Applicability to the metric system will be discussed hereinafter. Initial consideration is given to the English or standard system.
The crux of the invention comprises the provision of a scheme or system applying specific colors to implements, including tools, fasteners, or similar items, whose effective size varies by clearly defined increments. For example, consider the socket wrench 20 of FIGS. 1 and 2. Such devices typically have a driven portion 21 and a driving portion 22, herein shown to be of ratchet or sawtooth configuration. The driven portion 21, shown to have a square aperture 23 therein, would receive a shaft or handle, to cause rotation thereof. Driving or ratchet portion 22 may vary in size, let's say, from 1/16" to 1", in increments of 1/16", and above 1" in increments of 1". Such nominal size would generally refer to or have a relationship to a fastener such as a nut or bolt head intended to be rotated by the wrench. A specific color, black for example, would be applied to an obvious portion 24 of each socket wrench whose size is 1" or a multiple thereof. At the lower end of the size list, such a wrench having a 1/16" size might have its surface 24 colored yellow. Other sized wrenches having the same denominator, 16, and even numerator increments above "1", i.e., 3/16", 5/16", 7/16" . . . , would also be colored yellow. Likewise, wrenches so sized with the denominator "8", and numerators commencing with "1", and further even increments therefrom, i.e., 1/8", 3/8", 5/8" . . . , may be colored green. Similar treatment would be given sizes whose denominator is "4" or "2". The chart of FIG. 7 illustrates this concept. Such chart may be provided a user as a quick, easy learning tool. The same principal may be applied to the combination wrench 30 of FIG. 3, with the color code applied to a central section 31. Since each end may vary independently, separate color areas may be provided near each end. Likewise, Allen Wrench or set screw key 40 may come in a variety of sizes, with color coding applied at 41. As an additional illustration, nut 50 may have its color applied along one or more of its flats 51. Another example, a measuring instrument such as rule 60, may have its divisional markings, such as 1/4", 3/4", illustrated at 61, colored in the same sense as previously described, for quick coordination and determination of size.
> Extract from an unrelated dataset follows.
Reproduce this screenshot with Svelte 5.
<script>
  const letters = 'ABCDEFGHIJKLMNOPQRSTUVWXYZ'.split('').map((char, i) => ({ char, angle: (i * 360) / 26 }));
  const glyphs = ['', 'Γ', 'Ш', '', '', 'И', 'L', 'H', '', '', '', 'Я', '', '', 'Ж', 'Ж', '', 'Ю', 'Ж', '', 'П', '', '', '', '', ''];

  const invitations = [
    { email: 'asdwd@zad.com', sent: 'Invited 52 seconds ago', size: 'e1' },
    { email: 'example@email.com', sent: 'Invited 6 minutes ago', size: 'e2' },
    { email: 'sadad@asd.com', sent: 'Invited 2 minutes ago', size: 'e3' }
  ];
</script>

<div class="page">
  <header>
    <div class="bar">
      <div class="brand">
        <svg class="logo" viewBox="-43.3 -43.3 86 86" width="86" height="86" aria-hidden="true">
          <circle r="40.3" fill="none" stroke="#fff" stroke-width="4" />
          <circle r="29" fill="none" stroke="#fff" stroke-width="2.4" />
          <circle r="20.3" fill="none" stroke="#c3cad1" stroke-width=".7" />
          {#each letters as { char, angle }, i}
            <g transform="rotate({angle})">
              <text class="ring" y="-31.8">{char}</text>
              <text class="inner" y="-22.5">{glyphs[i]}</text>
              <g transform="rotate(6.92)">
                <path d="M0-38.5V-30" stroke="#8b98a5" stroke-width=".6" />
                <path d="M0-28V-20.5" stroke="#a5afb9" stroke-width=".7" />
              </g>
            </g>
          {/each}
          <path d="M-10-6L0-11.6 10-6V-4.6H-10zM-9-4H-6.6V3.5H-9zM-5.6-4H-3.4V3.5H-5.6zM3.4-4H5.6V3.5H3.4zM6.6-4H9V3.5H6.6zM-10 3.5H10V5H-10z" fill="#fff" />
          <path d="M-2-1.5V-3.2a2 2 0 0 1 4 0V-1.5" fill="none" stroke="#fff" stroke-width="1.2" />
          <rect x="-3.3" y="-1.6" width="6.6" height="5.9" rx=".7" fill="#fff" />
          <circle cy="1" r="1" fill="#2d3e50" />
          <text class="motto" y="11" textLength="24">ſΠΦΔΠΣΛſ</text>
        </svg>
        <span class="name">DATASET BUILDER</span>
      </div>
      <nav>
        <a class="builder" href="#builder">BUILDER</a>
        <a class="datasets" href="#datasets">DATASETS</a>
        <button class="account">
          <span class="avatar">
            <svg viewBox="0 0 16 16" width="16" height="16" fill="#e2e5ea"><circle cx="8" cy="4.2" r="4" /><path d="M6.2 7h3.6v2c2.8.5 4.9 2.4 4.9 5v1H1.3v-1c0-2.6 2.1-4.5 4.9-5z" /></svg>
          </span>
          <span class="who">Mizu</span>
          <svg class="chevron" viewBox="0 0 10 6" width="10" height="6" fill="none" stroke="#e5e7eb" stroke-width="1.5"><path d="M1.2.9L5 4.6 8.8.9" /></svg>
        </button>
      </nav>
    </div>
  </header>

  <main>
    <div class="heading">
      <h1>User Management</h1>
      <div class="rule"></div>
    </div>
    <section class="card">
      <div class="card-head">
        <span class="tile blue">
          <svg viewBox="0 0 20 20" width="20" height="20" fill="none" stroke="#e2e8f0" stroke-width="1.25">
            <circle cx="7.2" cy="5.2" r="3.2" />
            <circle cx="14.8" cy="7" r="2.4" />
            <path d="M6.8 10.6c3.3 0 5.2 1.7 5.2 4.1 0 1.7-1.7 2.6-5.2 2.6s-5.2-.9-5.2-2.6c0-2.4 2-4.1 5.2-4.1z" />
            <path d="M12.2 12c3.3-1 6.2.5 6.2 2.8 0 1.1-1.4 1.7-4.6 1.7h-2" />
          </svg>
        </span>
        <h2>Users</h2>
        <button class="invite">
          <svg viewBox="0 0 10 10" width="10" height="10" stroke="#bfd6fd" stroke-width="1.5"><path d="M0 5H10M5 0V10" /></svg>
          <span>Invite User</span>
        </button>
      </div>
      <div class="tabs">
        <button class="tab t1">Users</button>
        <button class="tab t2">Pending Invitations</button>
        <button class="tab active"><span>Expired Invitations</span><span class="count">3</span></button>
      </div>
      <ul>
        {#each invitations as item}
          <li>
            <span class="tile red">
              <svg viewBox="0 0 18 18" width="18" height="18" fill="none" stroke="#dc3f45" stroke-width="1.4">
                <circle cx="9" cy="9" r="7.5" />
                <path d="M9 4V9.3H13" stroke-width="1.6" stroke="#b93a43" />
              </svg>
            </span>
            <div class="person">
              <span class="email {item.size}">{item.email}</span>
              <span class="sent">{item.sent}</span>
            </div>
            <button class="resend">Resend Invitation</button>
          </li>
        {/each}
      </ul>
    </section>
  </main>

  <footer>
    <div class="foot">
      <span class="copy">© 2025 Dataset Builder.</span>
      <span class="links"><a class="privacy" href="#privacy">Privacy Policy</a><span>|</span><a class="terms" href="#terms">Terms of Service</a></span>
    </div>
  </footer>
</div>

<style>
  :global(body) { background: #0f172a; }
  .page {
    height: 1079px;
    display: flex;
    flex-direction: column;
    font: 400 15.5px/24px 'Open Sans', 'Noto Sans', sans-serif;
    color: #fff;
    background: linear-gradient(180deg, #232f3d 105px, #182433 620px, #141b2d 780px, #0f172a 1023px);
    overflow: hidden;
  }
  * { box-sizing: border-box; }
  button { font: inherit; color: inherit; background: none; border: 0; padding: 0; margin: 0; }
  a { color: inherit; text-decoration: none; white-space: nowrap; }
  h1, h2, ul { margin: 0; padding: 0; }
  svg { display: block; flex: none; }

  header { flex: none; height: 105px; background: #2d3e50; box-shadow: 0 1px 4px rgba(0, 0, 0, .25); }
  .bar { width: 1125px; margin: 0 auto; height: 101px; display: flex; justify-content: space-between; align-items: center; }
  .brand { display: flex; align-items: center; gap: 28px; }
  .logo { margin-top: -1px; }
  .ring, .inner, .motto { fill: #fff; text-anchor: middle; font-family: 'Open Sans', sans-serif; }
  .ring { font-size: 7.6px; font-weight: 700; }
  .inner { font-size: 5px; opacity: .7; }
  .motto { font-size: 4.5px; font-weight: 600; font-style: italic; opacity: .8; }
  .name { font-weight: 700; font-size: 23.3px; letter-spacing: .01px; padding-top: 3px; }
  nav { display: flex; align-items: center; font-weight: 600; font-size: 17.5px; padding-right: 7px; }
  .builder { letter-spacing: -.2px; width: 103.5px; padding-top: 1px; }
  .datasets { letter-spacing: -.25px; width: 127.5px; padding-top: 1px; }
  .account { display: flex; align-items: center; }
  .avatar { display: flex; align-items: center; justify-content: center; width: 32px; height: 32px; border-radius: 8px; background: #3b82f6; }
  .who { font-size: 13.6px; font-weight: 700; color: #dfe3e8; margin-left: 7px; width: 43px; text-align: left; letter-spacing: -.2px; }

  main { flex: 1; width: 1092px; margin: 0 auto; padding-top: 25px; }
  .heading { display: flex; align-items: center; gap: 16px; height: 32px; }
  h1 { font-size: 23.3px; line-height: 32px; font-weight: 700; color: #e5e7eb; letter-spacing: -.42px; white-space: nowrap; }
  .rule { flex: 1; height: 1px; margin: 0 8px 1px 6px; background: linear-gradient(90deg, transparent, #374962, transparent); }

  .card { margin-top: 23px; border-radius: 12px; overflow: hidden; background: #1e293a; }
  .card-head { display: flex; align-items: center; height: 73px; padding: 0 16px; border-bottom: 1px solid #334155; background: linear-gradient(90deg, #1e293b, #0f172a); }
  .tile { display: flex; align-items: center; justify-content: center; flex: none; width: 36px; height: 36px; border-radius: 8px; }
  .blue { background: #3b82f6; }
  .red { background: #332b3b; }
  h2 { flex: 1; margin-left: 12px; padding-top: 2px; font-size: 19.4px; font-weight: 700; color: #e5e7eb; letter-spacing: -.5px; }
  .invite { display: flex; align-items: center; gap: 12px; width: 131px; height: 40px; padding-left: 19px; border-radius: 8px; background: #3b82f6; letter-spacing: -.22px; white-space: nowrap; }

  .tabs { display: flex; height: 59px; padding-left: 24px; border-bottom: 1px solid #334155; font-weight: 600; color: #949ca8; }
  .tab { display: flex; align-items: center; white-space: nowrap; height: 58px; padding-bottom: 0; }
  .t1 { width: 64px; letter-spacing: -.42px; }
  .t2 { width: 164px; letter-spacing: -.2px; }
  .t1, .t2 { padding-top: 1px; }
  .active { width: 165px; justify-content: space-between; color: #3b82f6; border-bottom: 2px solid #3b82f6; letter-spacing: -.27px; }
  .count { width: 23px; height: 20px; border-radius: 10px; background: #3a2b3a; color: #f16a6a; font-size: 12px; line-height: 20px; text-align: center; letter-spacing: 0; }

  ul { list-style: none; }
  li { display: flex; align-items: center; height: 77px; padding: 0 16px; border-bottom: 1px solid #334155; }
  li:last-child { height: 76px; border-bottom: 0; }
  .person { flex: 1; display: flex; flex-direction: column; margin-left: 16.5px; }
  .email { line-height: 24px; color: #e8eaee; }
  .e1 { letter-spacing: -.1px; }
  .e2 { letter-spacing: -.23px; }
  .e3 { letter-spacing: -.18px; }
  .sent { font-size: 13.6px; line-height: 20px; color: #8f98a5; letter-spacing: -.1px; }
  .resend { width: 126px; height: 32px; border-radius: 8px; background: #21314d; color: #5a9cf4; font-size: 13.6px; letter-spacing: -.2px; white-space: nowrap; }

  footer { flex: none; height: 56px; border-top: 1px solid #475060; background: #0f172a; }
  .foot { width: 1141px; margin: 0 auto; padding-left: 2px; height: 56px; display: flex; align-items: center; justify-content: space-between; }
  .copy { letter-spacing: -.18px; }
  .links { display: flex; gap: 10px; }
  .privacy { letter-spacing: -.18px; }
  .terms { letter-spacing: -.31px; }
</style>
Finally, consider the chart of FIG. 7 as illustrative of the mathematical basis of the color code explained previously. The denominator column is self illustrative. The size column depicts a limited number of sizes, wherein the numerator follows the formula 1, and thereafter 1+increments of 2. Finally, the color column specifies the color associated with each collection of sizes. Obviously, other denominator units, with their respective colors could be added. The actual size would likely be printed or stamped on each tool.
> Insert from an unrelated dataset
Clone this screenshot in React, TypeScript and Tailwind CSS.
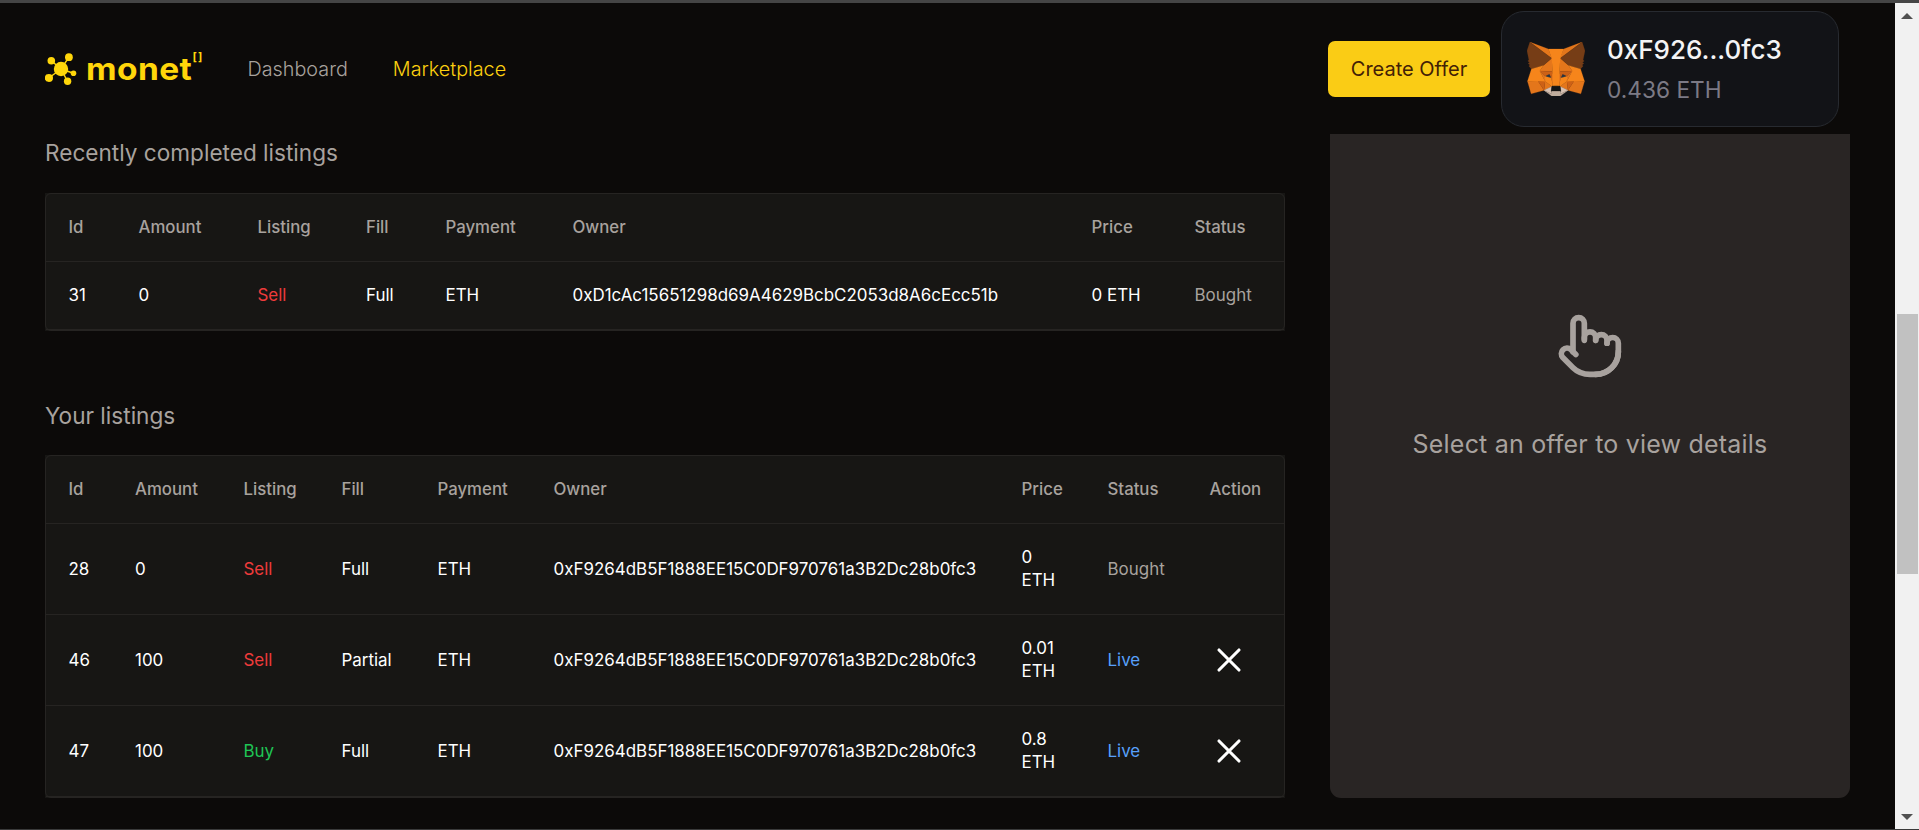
import type { ReactNode } from "react";
import { Pointer } from "lucide-react";

type Listing = {
  id: number;
  amount: number;
  side: "Sell" | "Buy";
  fill: string;
  owner: string;
  price: string;
  status: "Bought" | "Live";
};

const MY_ADDRESS = "0xF9264dB5F1888EE15C0DF970761a3B2Dc28b0fc3";

const completed: Listing[] = [
  { id: 31, amount: 0, side: "Sell", fill: "Full", owner: "0xD1cAc15651298d69A4629BcbC2053d8A6cEcc51b", price: "0", status: "Bought" },
];

const mine: Listing[] = [
  { id: 28, amount: 0, side: "Sell", fill: "Full", owner: MY_ADDRESS, price: "0", status: "Bought" },
  { id: 46, amount: 100, side: "Sell", fill: "Partial", owner: MY_ADDRESS, price: "0.01", status: "Live" },
  { id: 47, amount: 100, side: "Buy", fill: "Full", owner: MY_ADDRESS, price: "0.8", status: "Live" },
];

const foxFacets: [string, string[]][] = [
  ["#E2761B", ["274.1,35.5 174.6,109.4 193,65.8"]],
  ["#E4761B", [
    "44.4,35.5 143.1,110.1 125.6,65.8",
    "238.3,206.8 211.8,247.4 268.5,263 284.8,207.7",
    "33.9,207.7 50.1,263 106.8,247.4 80.3,206.8",
    "103.6,138.2 87.8,162.1 144.1,164.6 142.1,104.1",
    "214.9,138.2 175.9,103.4 174.6,164.6 230.8,162.1",
    "106.8,247.4 140.6,230.9 111.4,208.1",
    "177.9,230.9 211.8,247.4 207.1,208.1",
  ]],
  ["#D7C1B3", [
    "211.8,247.4 177.9,230.9 180.6,253 180.3,262.3",
    "106.8,247.4 138.3,262.3 138.1,253 140.6,230.9",
  ]],
  ["#233447", [
    "138.8,193.5 110.6,185.2 130.5,176.1",
    "179.7,193.5 188,176.1 208,185.2",
  ]],
  ["#CD6116", [
    "106.8,247.4 111.6,206.8 80.3,207.7",
    "207,206.8 211.8,247.4 238.3,207.7",
    "230.8,162.1 174.6,164.6 179.8,193.5 188.1,176.1 208.1,185.2",
    "110.6,185.2 130.6,176.1 138.8,193.5 144.1,164.6 87.8,162.1",
  ]],
  ["#E4751F", [
    "87.8,162.1 111.4,208.1 110.6,185.2",
    "208.1,185.2 207.1,208.1 230.8,162.1",
    "144.1,164.6 138.8,193.5 145.4,227.6 146.9,182.7",
    "174.6,164.6 171.9,182.6 173.1,227.6 179.8,193.5",
  ]],
  ["#F6851B", [
    "179.8,193.5 173.1,227.6 177.9,230.9 207.1,208.1 208.1,185.2",
    "110.6,185.2 111.4,208.1 140.6,230.9 145.4,227.6 138.8,193.5",
  ]],
  ["#C0AD9E", ["180.3,262.3 180.6,253 178.1,250.8 140.4,250.8 138.1,253 138.3,262.3 106.8,247.4 117.8,256.4 140.1,271.9 178.4,271.9 200.8,256.4 211.8,247.4"]],
  ["#161616", ["177.9,230.9 173.1,227.6 145.4,227.6 140.6,230.9 138.1,253 140.4,250.8 178.1,250.8 180.6,253"]],
  ["#763D16", [
    "278.3,114.2 286.8,73.4 274.1,35.5 177.9,106.9 214.9,138.2 267.2,153.5 278.8,140 273.8,136.4 281.8,129.1 275.6,124.3 283.6,118.2",
    "31.8,73.4 40.3,114.2 34.9,118.2 42.9,124.3 36.8,129.1 44.8,136.4 39.8,140 51.3,153.5 103.6,138.2 140.6,106.9 44.4,35.5",
  ]],
  ["#F6851B", [
    "267.2,153.5 214.9,138.2 230.8,162.1 207.1,208.1 238.3,207.7 284.8,207.7",
    "103.6,138.2 51.3,153.5 33.9,207.7 80.3,207.7 111.4,208.1 87.8,162.1",
    "174.6,164.6 177.9,106.9 193.1,65.8 125.6,65.8 140.6,106.9 144.1,164.6 145.3,182.8 145.4,227.6 173.1,227.6 173.3,182.8",
  ]],
];

function Fox() {
  return (
    <svg viewBox="31.8 35.5 255 236.4" className="h-[54px] w-[58px] shrink-0" aria-hidden="true">
      {foxFacets.map(([fill, shapes]) =>
        shapes.map((points) => (
          <polygon key={fill + points} points={points} fill={fill} stroke={fill} strokeLinejoin="round" />
        )),
      )}
    </svg>
  );
}

function Logo() {
  return (
    <a className="flex items-center text-[#ffd60a]">
      <svg viewBox="0 0 32 32" className="h-8 w-8 shrink-0" fill="currentColor" stroke="currentColor" aria-hidden="true">
        <path d="M16 16 6.3 7.7M16 16 23.8 4.3M16 16 3.8 25M16 16 28.5 20.3M16 16 22.6 28.5" strokeWidth="1.5" />
        <g stroke="none">
          <circle cx="16" cy="16" r="7.2" />
          <circle cx="6.3" cy="7.7" r="3.8" />
          <circle cx="23.9" cy="4.2" r="3.9" />
          <circle cx="3.9" cy="25" r="4.1" />
          <circle cx="28.5" cy="20.3" r="2.8" />
          <circle cx="22.6" cy="28.3" r="3.7" />
        </g>
      </svg>
      <span className="ml-[9px] w-[106.5px] origin-left scale-x-[1.08] text-[31px] leading-8 font-bold tracking-[0.4px]">monet</span>
      <span className="mb-[22px] text-[11.5px] leading-none font-bold tracking-[1.2px]">[]</span>
    </a>
  );
}

function CloseIcon() {
  return (
    <svg viewBox="0 0 24 24" className="-ml-[1px] size-10" fill="none" stroke="currentColor" strokeWidth="1.9" strokeLinecap="round">
      <path d="M6 18 18 6M6 6l12 12" />
    </svg>
  );
}

function Cell({ children, className = "" }: { children?: ReactNode; className?: string }) {
  return <div className={`flex items-center pl-[22.5px] ${className}`}>{children}</div>;
}

function ListingTable({ rows, columns, rowHeight, withAction = false }: {
  rows: Listing[];
  columns: string;
  rowHeight: string;
  withAction?: boolean;
}) {
  const headings = ["Id", "Amount", "Listing", "Fill", "Payment", "Owner", "Price", "Status"];
  if (withAction) headings.push("Action");
  return (
    <div className="w-[1240px] bg-[#171614]">
      <div className="rounded-md border border-[#262422] text-[16.95px] leading-[23px] text-white">
        <div className={`grid h-[68px] border-b border-[#262422] text-[16.8px] font-medium text-[#a8a29e] ${columns}`}>
          {headings.map((h) => <Cell key={h}>{h}</Cell>)}
        </div>
        {rows.map((row) => (
          <div key={row.id} className={`grid border-b border-[#262422] ${rowHeight} ${columns}`}>
            <Cell>{row.id}</Cell>
            <Cell>{row.amount}</Cell>
            <Cell className={row.side === "Sell" ? "text-[#ee3b3b]" : "text-[#1fc455]"}>{row.side}</Cell>
            <Cell>{row.fill}</Cell>
            <Cell>ETH</Cell>
            <Cell>{row.owner}</Cell>
            <Cell className="pr-[22px]">{row.price} ETH</Cell>
            <Cell className={row.status === "Live" ? "text-[#58a0fb]" : "text-[#a8a29e]"}>{row.status}</Cell>
            {withAction && <Cell>{row.status === "Live" && <CloseIcon />}</Cell>}
          </div>
        ))}
      </div>
    </div>
  );
}

export default function App() {
  return (
    <div className="flex h-[830px] w-[1919px] flex-col overflow-hidden border-t-3 border-b border-t-[#454545] border-b-[#3a3a3a] bg-[#0c0a09] font-['Inter',sans-serif]">
      <div className="flex min-h-0 flex-1">
        <div className="flex w-[1895px] flex-col pl-[45px]">
          <header className="flex h-[131px] shrink-0 items-center">
            <div className="flex w-[1283px] items-center">
              <div className="w-[202.5px]"><Logo /></div>
              <nav className="flex gap-[45px] pt-[2px] text-[19.8px] font-light">
                <a className="text-[#a8a29e]">Dashboard</a>
                <a className="text-[#fdd00f]">Marketplace</a>
              </nav>
            </div>
            <button className="h-14 w-[162px] rounded-[7px] bg-[#facc15] pt-[1px] text-[20px] text-[#422006]">Create Offer</button>
            <div className="ml-[11px] flex h-[116px] w-[338px] items-center rounded-[23px] border border-[#272a30] bg-[#121317] pl-[25px]">
              <Fox />
              <div className="ml-[22px] pt-[3px]">
                <div className="text-[26px] leading-9 font-medium text-[#f4f4f5]">0xF926...0fc3</div>
                <div className="mt-1 text-[22.7px] leading-9 text-[#7c7a85]">0.436 ETH</div>
              </div>
            </div>
          </header>
          <main className="flex">
            <section className="w-[1285px]">
              <h2 className="h-[59px] pt-[3px] text-[22.6px] leading-8 text-[#a8a29e]">Recently completed listings</h2>
              <ListingTable
                rows={completed}
                rowHeight="h-[68px]"
                columns="grid-cols-[70px_119px_108.5px_79.5px_127px_519px_103px_112px]"
              />
              <h2 className="h-[124px] pt-[69px] text-[22.6px] leading-8 text-[#a8a29e]">Your listings</h2>
              <ListingTable
                rows={mine}
                withAction
                rowHeight="h-[91px]"
                columns="grid-cols-[66.5px_108.5px_98px_96px_116px_468px_86px_102px_97px]"
              />
            </section>
            <aside className="flex h-[664px] w-[520px] flex-col items-center rounded-b-[11px] bg-[#292524] pt-[178px] text-[#a8a29e]">
              <Pointer className="size-[68px]" strokeWidth={2} />
              <p className="mt-[46px] text-[25px] leading-9 tracking-[0.2px]">Select an offer to view details</p>
            </aside>
          </main>
        </div>
        <div className="flex w-6 flex-col items-center bg-[#f1f1f1] pt-[10px] pb-[9px]">
          <svg viewBox="0 0 12 6" className="h-[6px] w-3 shrink-0" fill="#505050"><path d="M0 6 6 0l6 6z" /></svg>
          <div className="mt-[295px] mb-auto ml-[2px] h-[260px] w-[21px] shrink-0 self-start bg-[#c1c1c1]" />
          <svg viewBox="0 0 12 6" className="h-[6px] w-3 shrink-0" fill="#505050"><path d="M0 0h12L6 6z" /></svg>
        </div>
      </div>
    </div>
  );
}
For use with metric system tools, could be used. For example, odd-unit sizes could be designated one color, and even-numbered ones given another, in simplistic fashions. Or, for standard sizes, such as 10 centimeter, 25 centimeter, or the like, similar color codes to those illustrated for non-metric tools could be applied.
A specific metric system color scheme is described as follows. The chart of FIG. 8 is illustrative. Basically, five hues or colors, such as yellow, green, blue, pink (or red) and grey (or black), are sufficient to adequately differentiate all commonly-sized metric implements. The last whole number digit determines the particular sub-group or set to which a particular color is applied. Most metric tools are sized in millimeters, 1-1000. The group comprising evenly sized tools are given darker shades of their respective hues or colors. On the other hand, the group of tools being odd sized may be assigned lighter shades. Thus the set including 1 mm, 21 mm, 71 mm would all have the same color identification, such as light yellow. Similarly, the tool set including those tools having the dimensions of 24 mm, 64 mm, or 94 mm would be of dark green hue. Should fractional dimensions in the metric system be necessary, the same scheme may be used. However, any time that a second code identification appears on an implement, a user would automatically know that the second code referred to such a metric fraction. Additional available indicia to specifically indicate the presence of a metric fraction, may include underlining the second color, applying it in a particular geometric form, such as a triangle or circle. Finally, since a user's tool box may include both standard and metric tools, one needs to readily differentiate the two systems. This may be readily accomplished by applying colors that present different visual impressions to standard implements from those applied to metric ones. For example, the intensity, or chroma, might be varied. Flat vs. glossy finishes may be used. A metallic or glistening finish may indicate the metric system, for example.
Thus, by comparing the charts of FIGS. 7 and 8, one may quickly verify that the color schemes described herein permit color identification of substantially any given size, and vice versa. The following are examples: (1) 5" flat black; (2) 16.9 mm metallic, dark blue, light black or grey.
In summation, by varying the intensity or visual impression of the colors applied, one such color intensity, or chroma, may indicate the general dimensional measuring system, and the other the metric system. Within the metric system, sizes, given in millimeters, for example, are divided into odds and evens, with different shades applied thereto, so as to distinguish therebetween. Finally, five colors, or hues, are used to distinguish the last whole digit. Those five colors, such as yellow, green, blue, pink (or red) and grey (or black) may be applied respectively to 1, 3, 5, 7 and 9, as well as respectively to 2, 4, 6, 8 and 0. The application to metric fractions has previously been described. Thus, by using five colors, and differentiating by intensity (or chroma), by shade, sometimes referred to as value, and by hue, a kind of universal applicability has been accomplished.
Although only a limited number of system embodiments has been illustrated, it should be obvious that numerous modifications would be possible by one skilled in the art without departing from the spirit of the invention, the scope of which is intended to be limited only by the following claims.